I had to write illustration briefs for them. That’s a lot of briefs to come up with – every page has to either have one full page illustration or two halves and they all need to look different to each other. It’s about telling the story across the pages with the right amount of words and the visuals showing key action. There was a lot of puzzling to get that working in terms of the chapters. It was a challenge Lindsey helped with too. I spent a lot of time with a moon chart to make sure the moons shown in the sky in the story coincided with the amount of time passing for Jack to have gone to surf school every Friday. Jack accurately documents the moon each day by drawing it in his flicker book, we had to get it right in the night-time pictures too. They had to change some things for cultural reasons – these books are sold in different countries so Granny’s skirt had to be over the knee and Jack couldn’t have his chest on show because in some countries that would be inappropriate.

 

  1. You’ve taken Jack’s story into schools, what’s been the reaction from the pupils you’ve shared it with?

 

They’ve enjoyed it. A few things have stood out for me. One is when I ask what they think of Jack early on, I’ll read just a bit and the reaction to the first page is comments like “he’s the class clown, he’s naughty because he shouts out, he’s weird”. But at the end of my reading, I’ll ask the same question and they often have a different opinion “he’s brave, he tried even when it was hard”. It’s lovely to see their opinion change when they get to know Jack from the inside. There’s a lovely hush that descends as I read a longer chunk without pausing for discussion, it’s so good to hear that (the sound of silence) and know they’re with Jack on the adventure.

 

When I’m in schools in areas with high social deprivation and high levels of additional needs, the response to this story has been incredible. For example, I had children making me cards over their lunch break, without a teacher asking them to do it. And it was the neurodiverse children who made the cards. There were so many thank you’s and the E in my name was the wrong way round and every card had lots of spelling mistakes, I loved them all the more for it. I’d told them that I have really bad spelling and messy writing and that writing is about the ideas in their heads, not the neatness of their writing or their spellings. They wrote messages telling me that they have ADHD too. I have ADHD so I’d told the children about that. I had children coming up at the end asking if Jack was autistic and telling me ‘they knew it’ because he was just like them. It was so lovely to part of so many conversations about thinking differently – their enthusiasm for who they are and how they could identify with how he felt. I had a similar reaction at the Edinburgh Science Festival with families too. It was really, really positive and encouraging for me to see children proud of who they were and confident to tell me and everyone else in the room that they have a different way of thinking too, just like Jack and me.

 

Review of ‘Surfing the Moon’

Jack loves everything about the moon, the gravity pull on Earth, its effects on tides and so much more.

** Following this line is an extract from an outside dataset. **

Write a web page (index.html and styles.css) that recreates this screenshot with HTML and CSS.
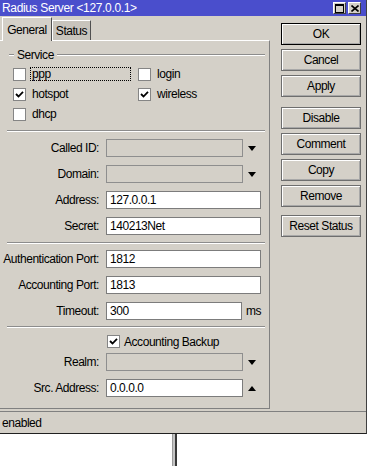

Jack knows that he’s different to other kids as he doesn’t think the way they do but he is determined to learn to surf and make new friends along the way.

‘Surfing the Moon’ is a fantastic informative story written by the fabulous Emily Dodd and superbly illustrated by Omar Aranda & Ilias Arahovitis. It’s about a neurodivergent boy who overcomes his fears and bravely learns to catch some waves on his board with the help of everyone around him. This wonderful story is about acceptance and inclusion along with fun facts about the moon and its gravitational link to Earth.

About the author:

Emily Dodd is a Fife-based screenwriter for CBeebies (Nina and the Neurons, Tiny Wonders) and the author of over 20 fiction and nonfiction books. Alongside her children’s mental health themed radio plays on BBC Radio 4 and a fictional book about a boy with autism published by Harper Collins, Emily is a well-known storyteller and science spoken word artist. Not only does Emily have a HNC in Counselling, a BSc in Geophysical Sciences and a MSc in Communicating Science, she has developed and delivered education programmes for the Scottish Seabird Centre, the Edinburgh International Science Festival, the National Museum of Scotland and Our Dynamic Earth.